For instance, the Army has simulators that allow hundreds of soldiers
in different locations to engage in a tank battle on the same virtual
battlefield. Some games played on the Internet, though, allow
thousands of personal computer users to interact in the same virtual

"We're doing it on million-dollar simulators, and they're doing it on
$400 PC's," said Michael R. Macedonia, chief scientist at the Army
Simulation, Training and Instrumentation Command in Orlando, Fla.
Tapping commercial technology could save the Pentagon money and speed
its technology development, Macedonia said. Indeed, he said, the
military has already experimented with using some video games as
low-priced training tools.

Film and game companies that participate in the new research will be
expected to contribute financing to it, and it is not clear how many
of them will want to do so, since recruitment of them has only now
begun. Executives at the Walt Disney Company and Sony Pictures who
were mentioned by U.S.C. officials as being interested did not return
calls seeking comment, while Spielberg was said by his spokesman to
be out of the country on vacation.
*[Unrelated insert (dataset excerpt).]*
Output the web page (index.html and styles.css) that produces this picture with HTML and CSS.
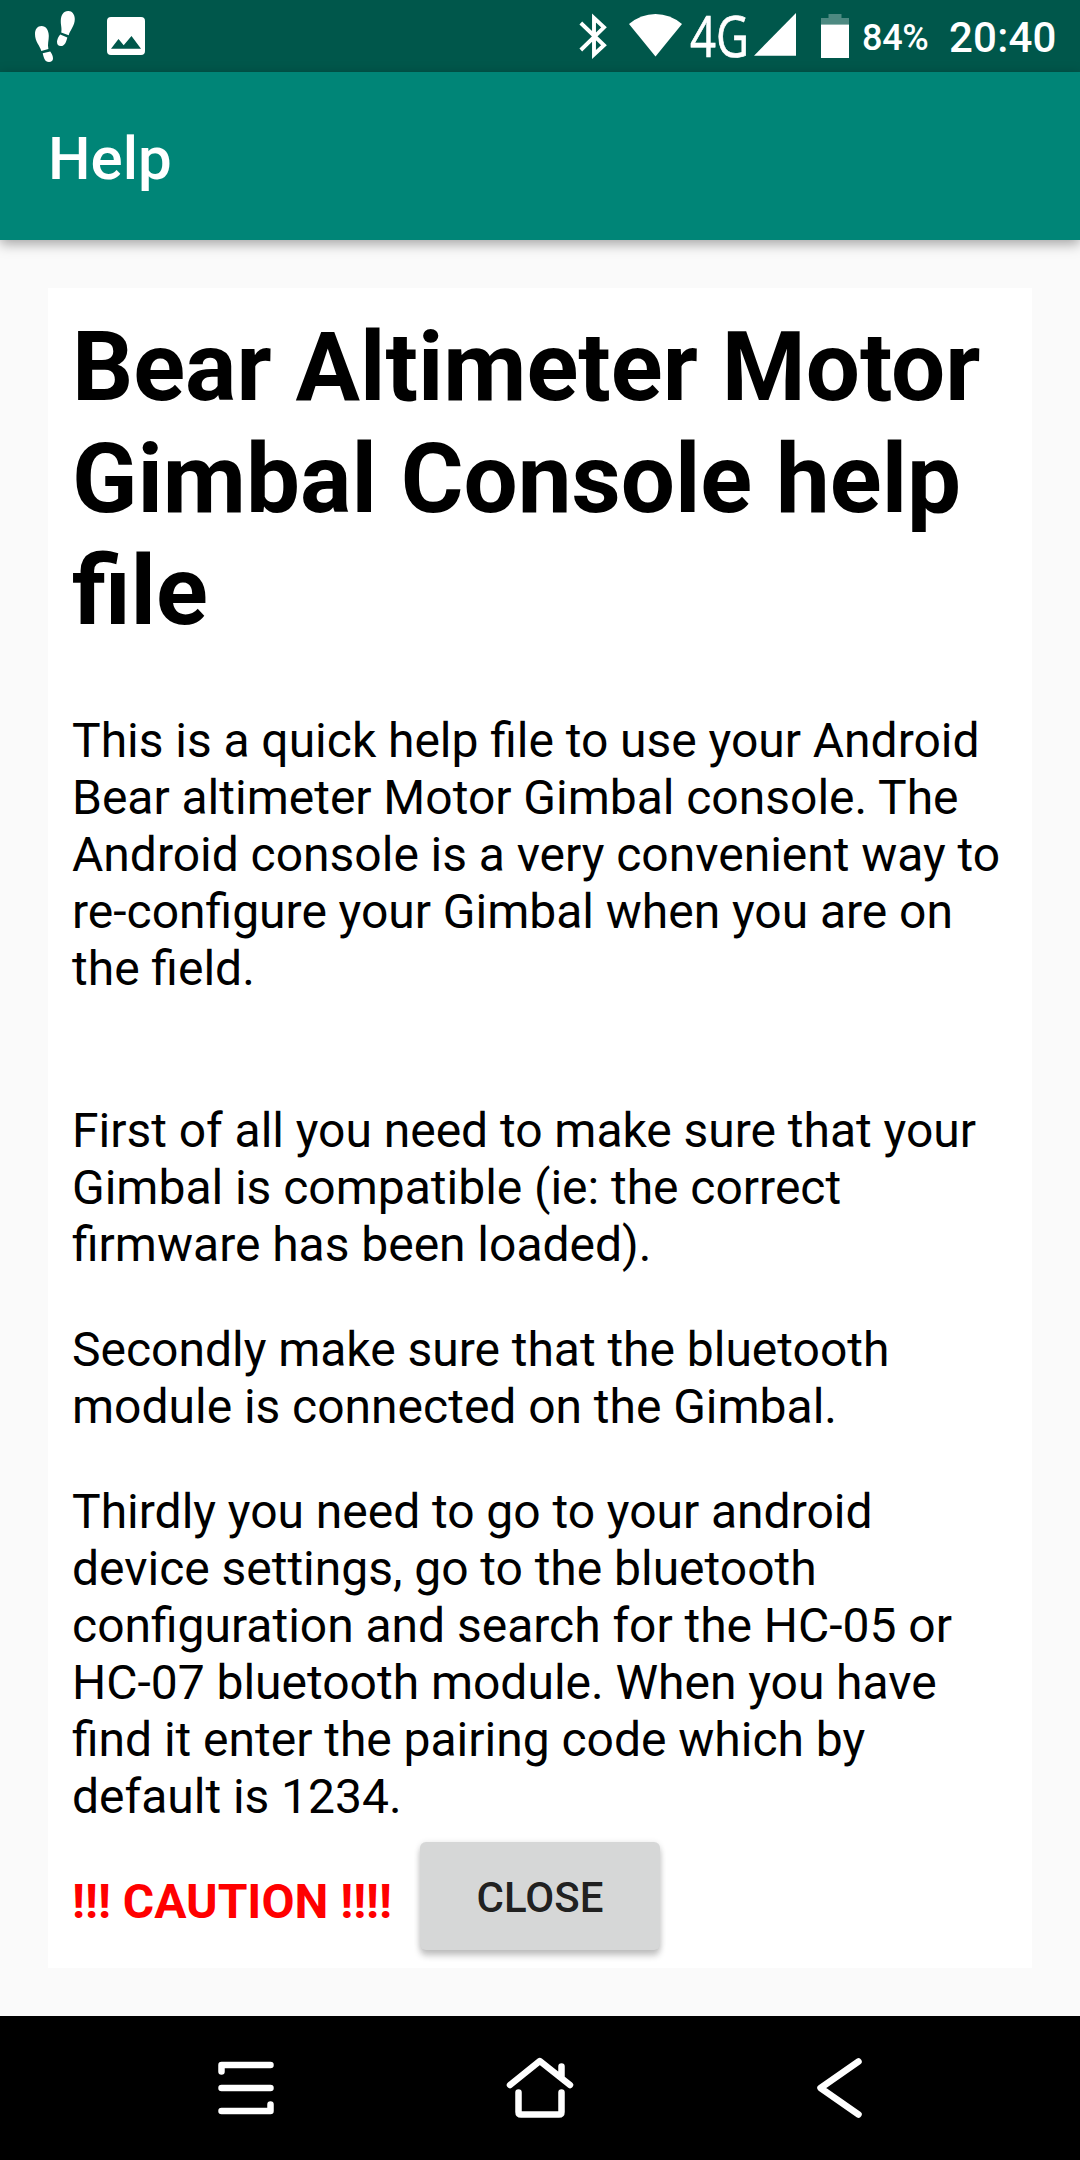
FILE: index.html
```html
<!DOCTYPE html>
<html lang="en">
<head>
<meta charset="utf-8">
<title>Help</title>
<link rel="stylesheet" href="styles.css">
</head>
<body>
<div class="screen">
  <div class="status-bar">
    <svg class="steps-icon" width="60" height="72" viewBox="25 0 60 72" fill="#fff">
      <path d="M41.5 26C46 26 48.7 30 48.8 36C48.9 40 47.3 44 48.4 49L41.3 51C40 45.500 35 42 35 34C35 29 37.500 26 41.500 26Z"/>
      <path d="M42.700 53.300L50.200 51.400C52 54 53 56 53 58.500C53 60.800 51.500 62 49 62C44.700 62 43.800 58 42.700 53.300Z"/>
      <path d="M68 11C71.500 10.500 74.800 14 74.800 19C74.800 26 70 30 68.700 35.200L61.200 32.500C62.200 28 60.500 25 60.800 20C61.100 15 63.500 11 68 11Z"/>
      <path d="M60.300 34.500L67.300 37.400C66.500 41 65 46 60.800 46C58 46 56.800 44 57 41.500C57.200 39 58.500 36.500 60.300 34.500Z"/>
    </svg>
    <svg class="picture-icon" width="38" height="72" viewBox="107 0 38 72">
      <path fill="#fff" fill-rule="evenodd" d="M111 17H141Q145 17 145 21V51Q145 55 141 55H111Q107 55 107 51V21Q107 17 111 17ZM111 48.800H141L131.500 36L123.700 45.300L118.500 39Z"/>
    </svg>
    <svg class="signal-icons" width="280" height="72" viewBox="575 0 280 72" fill="#fff">
      <path fill="none" stroke="#fff" stroke-width="3.900" d="M580.800 23L604 45.300L594 54.500V18L604 27.300L580.800 50"/>
      <path d="M629 24Q641 14 655.500 14Q670 14 682 24L655.500 56.500Z"/>
      <text class="network" x="690" y="57" textLength="59" lengthAdjust="spacingAndGlyphs">4G</text>
      <path d="M754 55.700L796 13V55.700Z"/>
      <path fill-opacity=".3" d="M828.500 14H841.500V18H849V24.500H821V18H828.500Z"/>
      <path d="M821 24.500H849V58H821Z"/>
    </svg>
    <span class="battery">84%</span>
    <span class="clock">20:40</span>
  </div>
  <header class="app-bar">Help</header>
  <main class="content">
    <article class="help">
      <h1>Bear Altimeter Motor Gimbal Console help file</h1>
      <p>This is a quick help file to use your Android Bear altimeter Motor Gimbal console. The Android console is a very convenient way to re-configure your Gimbal when you are on the field.</p>
      <br>
      <p>First of all you need to make sure that your Gimbal is compatible (ie: the correct firmware has been loaded).</p>
      <p>Secondly make sure that the bluetooth module is connected on the Gimbal.</p>
      <p>Thirdly you need to go to your android device settings, go to the bluetooth configuration and search for the HC-05 or HC-07 bluetooth module. When you have find it enter the pairing code which by default is 1234.</p>
      <p class="caution">!!! CAUTION !!!!</p>
    </article>
    <button class="close" type="button">CLOSE</button>
  </main>
  <nav class="nav-bar">
    <svg width="72" height="72" viewBox="210 2052 72 72"><path d="M221.500 2071.500V2065H270.500M221.500 2088H270.500M221.500 2111H270.500V2104.500"/></svg>
    <svg width="72" height="72" viewBox="504 2052 72 72"><path d="M510 2085L539.800 2061L570 2085M561.500 2077V2066.500M518.500 2092.500V2112Q518.500 2114.500 521 2114.500H559Q561.500 2114.500 561.500 2112V2092.500"/></svg>
    <svg width="72" height="72" viewBox="803 2052 72 72"><path d="M858.500 2061.500L820.500 2088L858.500 2114.500"/></svg>
  </nav>
</div>
</body>
</html>
```
FILE: styles.css
```css
* { box-sizing: border-box; }

body {
  margin: 0;
  background: #fafafa;
  font-family: Roboto, sans-serif;
  color: #000;
}

.screen {
  display: flex;
  flex-direction: column;
  width: 1080px;
  height: 2160px;
  overflow: hidden;
}

svg { display: block; flex: none; overflow: visible; }

.status-bar {
  display: flex;
  height: 72px;
  background: #00574b;
  color: #fff;
  font-weight: 500;
}

.steps-icon { margin-left: 25px; }
.picture-icon { margin-left: 22px; }
.signal-icons { margin-left: auto; }

.network {
  font: 400 56px "Open Sans", sans-serif;
  stroke: #fff;
  stroke-width: .7px;
}

.battery {
  width: 86px;
  padding-left: 7px;
  font-size: 36px;
  letter-spacing: -.3px;
  line-height: 76px;
}

.clock {
  width: 139px;
  padding-left: 8px;
  font-size: 42px;
  letter-spacing: .2px;
  line-height: 76px;
}

.app-bar {
  height: 168px;
  padding-left: 48px;
  background: #008577;
  box-shadow: 0 4px 12px rgba(0, 0, 0, .35);
  color: #fff;
  font-size: 60px;
  font-weight: 500;
  line-height: 173px;
}

.content {
  position: relative;
  flex: 1;
  padding: 48px;
}

.help {
  height: 1680px;
  padding: 23px 24px 24px;
  background: #fff;
  font-size: 48px;
  line-height: 57px;
}

.help h1 {
  margin: 0 0 65px;
  font-size: 96px;
  font-weight: 700;
  line-height: 112px;
}

.help p {
  margin: 0 0 48px;
  word-spacing: -.15px;
}

.help .caution {
  color: #f00;
  font-weight: 700;
}

/* The button floats over the bottom of the help text. */
.close {
  position: absolute;
  bottom: 66px;
  left: 420px;
  width: 240px;
  height: 108px;
  padding: 3px 0 0;
  border: 0;
  border-radius: 6px;
  background: #d6d7d7;
  box-shadow: 0 6px 6px rgba(0, 0, 0, .2), 0 1px 6px rgba(0, 0, 0, .12);
  color: rgba(0, 0, 0, .87);
  font: 500 42px/105px Roboto, sans-serif;
}

.nav-bar {
  display: grid;
  grid-template-columns: 72px 72px 72px;
  column-gap: 222px;
  height: 144px;
  padding: 36px 0 0 210px;
  background: #000;
}

.nav-bar path {
  fill: none;
  stroke: #fff;
  stroke-width: 6.5;
  stroke-linecap: round;
  stroke-linejoin: round;
}

.nav-bar svg:last-child { margin-left: 5px; }
```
The industry will be represented
at the news conference on Wednesday by Jack Valenti, the president of
the Motion Picture Association of America.
Another obstacle could be the cultural differences between the
buttoned-down, procedure-oriented military and the open-shirted,
informal entertainment community; the Army hopes that U.S.C., which
already has ties to Hollywood through its film school and to the
military through research programs, will provide a comfortable
neutral ground.

Movie studios and game companies might also be reluctant to
participate in something involving weapons at a time when they are
facing public scrutiny over any role that violent programs or games
might have played in the high school shootings in Littleton, Colo.
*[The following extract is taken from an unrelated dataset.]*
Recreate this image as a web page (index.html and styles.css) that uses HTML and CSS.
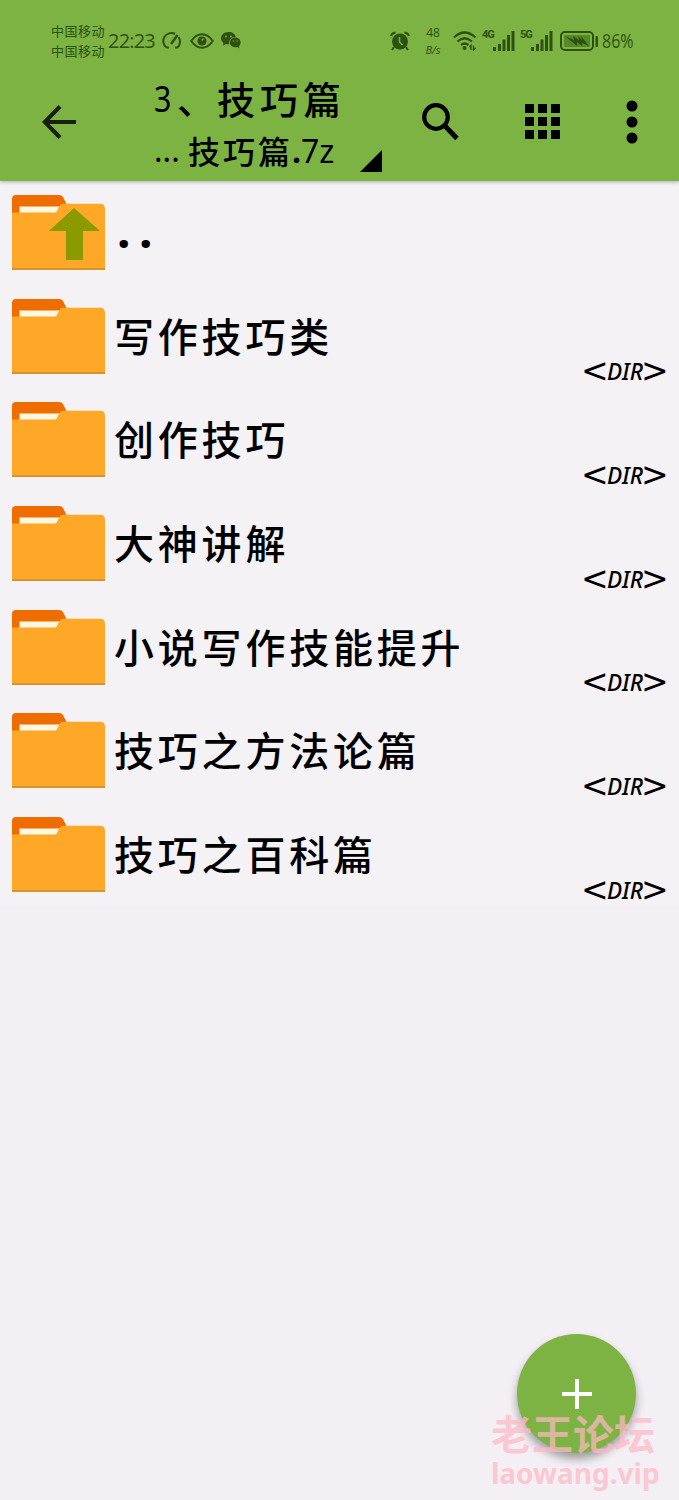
FILE: index.html
```html
<!DOCTYPE html>
<html lang="zh-CN">
<head>
<meta charset="utf-8">
<title>技巧篇.7z</title>
<link rel="stylesheet" href="styles.css">
</head>
<body>
<svg class="defs" width="0" height="0" aria-hidden="true">
  <symbol id="folder" viewBox="0 0 93 75">
    <path fill="#ef6c00" d="M0 18V4Q0 0 4 0H47Q50 0 51 2L55 10V28H0Z"/>
    <path fill="#fff8e1" d="M7.500 11.500H48L44 18H7.500Z"/>
    <path fill="#ffa726" d="M0 17.500H43Q45 17.500 46 14L47.500 11Q48.500 8.800 51 8.800H88Q93 8.800 93 14V75H0Z"/>
    <path fill="#d9932c" d="M0 73H93V75H0Z"/>
  </symbol>
  <symbol id="signal" viewBox="0 0 22 21">
    <path fill="currentColor" d="M0 17h3v4H0zM5 14h3v7H5zM9.500 9.500h3V21h-3zM14 5h3v16h-3zM18.500 1h3v20h-3z"/>
  </symbol>
</svg>
<main class="app">
  <header class="top">
    <div class="status">
      <div class="carrier"><span>中国移动</span><span>中国移动</span></div>
      <span class="clock">22:23</span>
      <svg class="gauge" viewBox="0 0 20 18" fill="none" stroke="currentColor" stroke-width="2"><path d="M4.500 15.500A8 8 0 0 1 13 2M16.500 5A8 8 0 0 1 15.500 15.500H13M4.500 15.500H7"/><path d="M15.500 3L9 12" stroke-width="2.500"/></svg>
      <svg class="eye" viewBox="0 0 24 16" fill="none" stroke="currentColor" stroke-width="2"><path d="M1.200 8Q6 1.200 12 1.200T22.800 8Q18 14.800 12 14.800T1.200 8Z"/><circle cx="12" cy="8" r="4.600" fill="currentColor" stroke="none"/><path stroke="#7cb342" stroke-width="1.300" d="M11.700 7.500L13.500 5.500"/></svg>
      <svg class="chat" viewBox="0 0 20 17" fill="currentColor"><path d="M7.500 0C3 0 0 3 0 6.300 0 8.500 1.200 10 2.500 11L2 13.500 5 12Q7 12.500 8 12.200C7.500 8 10.500 5 14.800 4.800 14 2 11 0 7.500 0Z"/><path d="M14.300 5.600C11 5.600 8.800 8 8.800 10.500 8.800 13.500 12 16 16 15L18.300 16.300 17.900 14.200C21 11.500 19.800 5.600 14.300 5.600Z"/><g fill="#7cb342"><circle cx="5" cy="4.500" r=".9"/><circle cx="10" cy="4.500" r=".9"/><circle cx="12.500" cy="9" r=".7"/><circle cx="16" cy="9" r=".7"/></g></svg>
      <svg class="alarm" viewBox="0 0 20 20"><g fill="none" stroke="currentColor" stroke-width="2"><path d="M1 5Q2 2 5.500 1.500M19 5Q18 2 14.500 1.500M4 16L2 19M16 16L18 19"/></g><circle cx="10" cy="10.500" r="8" fill="currentColor"/><path d="M9.500 6V11L12.500 14" fill="none" stroke="#7cb342" stroke-width="1.600"/></svg>
      <div class="speed"><span>48</span><span>B/s</span></div>
      <svg class="wifi" viewBox="0 0 24 20" fill="none" stroke="currentColor" stroke-width="2.200"><path d="M1 6.500Q11.500-3.500 22.500 6.500M4.500 10.500Q11.500 4 19 10.500M8 14Q11.500 11 15.500 14"/><circle cx="11.500" cy="17" r="2" fill="currentColor" stroke="none"/><path stroke-width="1.400" d="M18 19V14.500L16.500 16M20.500 14.500V19L22.500 17"/></svg>
      <span class="net net-4g">4G</span>
      <svg class="signal"><use href="#signal"/></svg>
      <span class="net net-5g">5G</span>
      <svg class="signal"><use href="#signal"/></svg>
      <svg class="battery" viewBox="0 0 39 20"><rect x="1" y="1" width="32" height="18" rx="4" fill="none" stroke="currentColor" stroke-width="2"/><rect x="4" y="4" width="26" height="12" rx="1" fill="#568a29"/><path fill="currentColor" d="M5 5L14 9 13 5 19 9 18 5 22 9 21 5 29 15 22 12 22 15 17 11 17 15Z"/><rect x="35.500" y="5" width="2.500" height="11" rx="1" fill="currentColor"/></svg>
      <span class="percent">86%</span>
    </div>
    <div class="toolbar">
      <svg class="back" viewBox="0 0 35 34" fill="none" stroke="#16200c" stroke-width="4"><path d="M34 17H3M18 1.500L2.800 17 18 32.500"/></svg>
      <div class="titles">
        <h1 class="title"><span class="num">3</span><span class="comma">、</span>技巧篇</h1>
        <div class="path"><span class="dots">...</span><span class="file">技巧篇</span><span class="ext"><b>.</b>7z</span></div>
      </div>
      <svg class="corner" viewBox="0 0 22 22"><path d="M22 0V22H0Z"/></svg>
      <svg class="search" viewBox="0 0 37 38" fill="none" stroke="#000"><circle cx="14" cy="14" r="11.800" stroke-width="4.200"/><path d="M23.500 23.500L35 35.500" stroke-width="4.800"/></svg>
      <svg class="apps" viewBox="0 0 35 35"><path d="M0 0h9v9H0zM13 0h9v9h-9zM26 0h9v9h-9zM0 13h9v9H0zM13 13h9v9h-9zM26 13h9v9h-9zM0 26h9v9H0zM13 26h9v9h-9zM26 26h9v9h-9z"/></svg>
      <svg class="more" viewBox="0 0 12 44"><circle cx="6" cy="6" r="5.500"/><circle cx="6" cy="22" r="5.500"/><circle cx="6" cy="38" r="5.500"/></svg>
    </div>
  </header>
  <ul class="list">
    <li class="row">
      <svg class="folder" viewBox="0 0 93 75"><use href="#folder"/><path fill="#8a9a00" d="M62 13L88 36H71V65H54V36H37Z"/></svg>
      <span class="name parent">..</span>
    </li>
    <li class="row"><svg class="folder"><use href="#folder"/></svg><span class="name">写作技巧类</span><span class="dir"><i>&lt;</i><em>DIR</em><i>&gt;</i></span></li>
    <li class="row"><svg class="folder"><use href="#folder"/></svg><span class="name">创作技巧</span><span class="dir"><i>&lt;</i><em>DIR</em><i>&gt;</i></span></li>
    <li class="row"><svg class="folder"><use href="#folder"/></svg><span class="name">大神讲解</span><span class="dir"><i>&lt;</i><em>DIR</em><i>&gt;</i></span></li>
    <li class="row"><svg class="folder"><use href="#folder"/></svg><span class="name">小说写作技能提升</span><span class="dir"><i>&lt;</i><em>DIR</em><i>&gt;</i></span></li>
    <li class="row"><svg class="folder"><use href="#folder"/></svg><span class="name">技巧之方法论篇</span><span class="dir"><i>&lt;</i><em>DIR</em><i>&gt;</i></span></li>
    <li class="row"><svg class="folder"><use href="#folder"/></svg><span class="name">技巧之百科篇</span><span class="dir"><i>&lt;</i><em>DIR</em><i>&gt;</i></span></li>
  </ul>
  <button class="fab" aria-label="+"><svg viewBox="0 0 30 30"><path d="M15 0V30M0 15H30" stroke="#fff" stroke-width="4"/></svg></button>
  <div class="watermark"><span class="forum">老王论坛</span><span class="site">laowang.vip</span></div>
</main>
</body>
</html>
```

FILE: styles.css
```css
* { box-sizing: border-box; }
body {
  margin: 0;
  background: #f3eff4;
  font-family: "Noto Sans", "Noto Sans CJK SC", sans-serif;
  color: #000;
}
svg { display: block; flex: none; }
.defs { position: absolute; }
.app { position: relative; width: 679px; height: 1500px; overflow: hidden; }
.top {
  position: relative;
  height: 181px;
  background: #7cb342;
  box-shadow: 0 1px 4px rgba(0, 0, 0, .3);
}

/* status bar */
.status {
  display: flex;
  align-items: center;
  height: 81px;
  padding-left: 51px;
  color: #2c5110;
  white-space: nowrap;
}
.status > * { flex: none; }
.carrier {
  display: flex;
  flex-direction: column;
  width: 57px;
  font: 13px/20px "Noto Sans CJK SC", sans-serif;
  letter-spacing: .5px;
}
.clock { width: 54px; font: 500 20px/24px "Open Sans", sans-serif; letter-spacing: -.8px; }
.gauge { width: 20px; height: 18px; }
.eye { width: 24px; height: 16px; margin-left: 8px; }
.chat { width: 20px; height: 17px; margin-left: 7px; }
.alarm { width: 20px; height: 20px; margin-left: 149px; }
.speed {
  display: flex;
  flex-direction: column;
  align-items: center;
  width: 18px;
  margin-left: 14px;
  font: 12px/17px "Open Sans", sans-serif;
}
.speed span:last-child { font-style: italic; font-size: 11px; }
.wifi { width: 24px; height: 20px; margin-left: 11px; }
.net { align-self: flex-start; margin-top: 29px; font: bold 11px/12px Roboto, sans-serif; letter-spacing: -1px; }
.net-4g { width: 11px; margin-left: 5px; }
.net-5g { width: 11px; margin-left: 5px; }
.signal { width: 22px; height: 21px; }
.battery { width: 39px; height: 20px; margin-left: 7px; }
.percent { margin-left: 3px; font: 20px/24px "Open Sans", sans-serif; transform: scaleX(.8); transform-origin: left; }

/* toolbar */
.toolbar { display: flex; align-items: center; height: 81px; padding-left: 42px; }
.back { width: 35px; height: 34px; }
.titles { width: 206px; margin-left: 77px; margin-top: 6px; white-space: nowrap; }
.title { display: flex; margin: 0; font: 500 38px/53px "Noto Sans CJK SC", sans-serif; letter-spacing: 5px; }
.num { width: 23px; font: 37px/53px "Noto Sans", sans-serif; letter-spacing: 0; transform: scaleX(.82); transform-origin: left; }
.comma { width: 40px; letter-spacing: 0; }
.path { display: flex; font: 500 32px/52px "Noto Sans CJK SC", sans-serif; }
.dots { width: 34px; font: 32px/52px "Noto Sans", sans-serif; }
.file { width: 104px; letter-spacing: 3px; }
.ext { font: 32px/54px "Noto Sans", sans-serif; }
.corner { width: 22px; height: 22px; align-self: flex-end; margin-bottom: -10px; }
.search { width: 37px; height: 38px; margin-left: 40px; }
.apps { width: 35px; height: 35px; margin-left: 66px; }
.more { width: 12px; height: 44px; margin-left: 66px; }

/* file list */
.list { margin: 0; padding: 0; list-style: none; background: #f4f2f5; }
.row { display: flex; height: 103.67px; padding: 14px 13px 0 12px; }
.folder { width: 93px; height: 75px; }
.name { margin: 7px 0 0 9px; font: 500 40px/58px "Noto Sans CJK SC", sans-serif; letter-spacing: 3.8px; white-space: nowrap; }
.parent { margin-left: 12px; margin-top: 6px; font: bold 48px/58px "Noto Sans", sans-serif; letter-spacing: 8.500px; }
.dir { display: flex; align-items: center; align-self: flex-end; width: 82px; height: 34px; margin: 0 0 0 auto; }
.dir em { width: 37px; flex: none; font: italic 500 24px/34px "Noto Sans", sans-serif; transform: scaleX(.94); transform-origin: left; }
.dir i { width: 23px; flex: none; font: 33px/34px "DejaVu Sans", sans-serif; text-indent: -3px; }

/* floating controls */
.fab {
  position: absolute;
  left: 517px;
  top: 1334px;
  display: grid;
  place-items: center;
  width: 119px;
  height: 119px;
  padding: 0;
  border: 0;
  border-radius: 50%;
  background: #7cb342;
  box-shadow: 0 6px 10px rgba(0, 0, 0, .35);
}
.fab svg { width: 30px; height: 30px; }
.watermark {
  position: absolute;
  left: 491px;
  top: 1408px;
  display: flex;
  flex-direction: column;
  color: rgba(255, 184, 198, .72);
  font-weight: bold;
  white-space: nowrap;
}
.forum { font: bold 41px/48px "Noto Sans CJK SC", sans-serif; }
.site { font: bold 28px/35px "Noto Sans", sans-serif; }
```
But Richard D. Lindheim, executive vice president of the Paramount
Television Group, welcomed the effort, saying, "It's a pretty bold
step on the Army's part to come to Los Angeles and open the door."

Paramount has already been doing some simulation research for the
Defense Department, Lindheim said, and has "found that the focus was
very anti-violent, not violent -- to solve problems diplomatically
rather than with all guns blazing."

Indeed, officials involved in the new institute said its primary
focus would be not on shooting simulations, though some will be done,
but on more complex exercises that reflect the changing role of the
Army, which these days is sometimes dispatched on short notice to
places like Kosovo and Bosnia for peacekeeping operations that
involve little fighting.

Such operations require soldiers to be trained rapidly in local
customs and conditions and, once on the ground, to interact with
local citizens and navigate among different factions.
An Army training center in Germany already employs actors to play the
part of local people as a way of training soldiers for such duty. But
the Army hopes to develop computerized simulators to help soldiers
learn local culture, to practice negotiating with the mayor or with
an angry mob, or to move into a hostage situation and immediately
tell friend from foe.

At present, such simulations are beyond the state of the art.
"Defense simulations are not very good at modeling humans and
modeling human behaviors," said Michael Zyda, a professor at the
Naval Postgraduate School in Monterey, Calif. "We can't do things
other than shoot-'em-ups."

That is where Hollywood comes in. The Army hopes the film makers will
make the characters in simulations more realistic and create story
lines that get the soldiers emotionally involved in the simulation,
because emotions can affect how decisions are made.
"The armed forces mission has a great deal of emotionality in it,"
said James H. Korris, a television writer and producer who directs an
entertainment technology research program at U.S.C. and will also be
the creative director of the new institute.

Korris said the goal would be to "inject elements of personality and
feeling into what is today dispassionate."

John Milius, a screenwriter whose work includes war movies like
"Apocalypse Now" and "Red Dawn," said the new institute would be
"another link between Hollywood and the military that seems to have
been broken over the years." Milius, who said he would be pleased to
work with the institute, noted that in World War II, Hollywood was
often called on to make training and propaganda films, as well as

The new institute springs from a report, issued by the National
Research Council two years ago, that called for the defense and
entertainment industries to cooperate on simulation technology.
Some cross-pollination has already occurred. With the shrinking of
the aerospace industry since the end of the cold war, some displaced
engineers have moved to designing rides or movie special effects.
Bran Ferren, a top research scientist at Disney, is on the Army's
scientific advisory board, and Disney and the Army are collaborating
in a limited way, said Macedonia, of the Army's simulation command.

Last week, in a ceremony at the Pentagon, Secretary of Defense
William S. Cohen presented Spielberg the department's highest
civilian award for making "Saving Private Ryan," which Cohen said had
helped the American people appreciate the armed forces.
Macedonia views that movie as more than entertainment.
"It was a very realistic simulation," he said, "that made people sweat."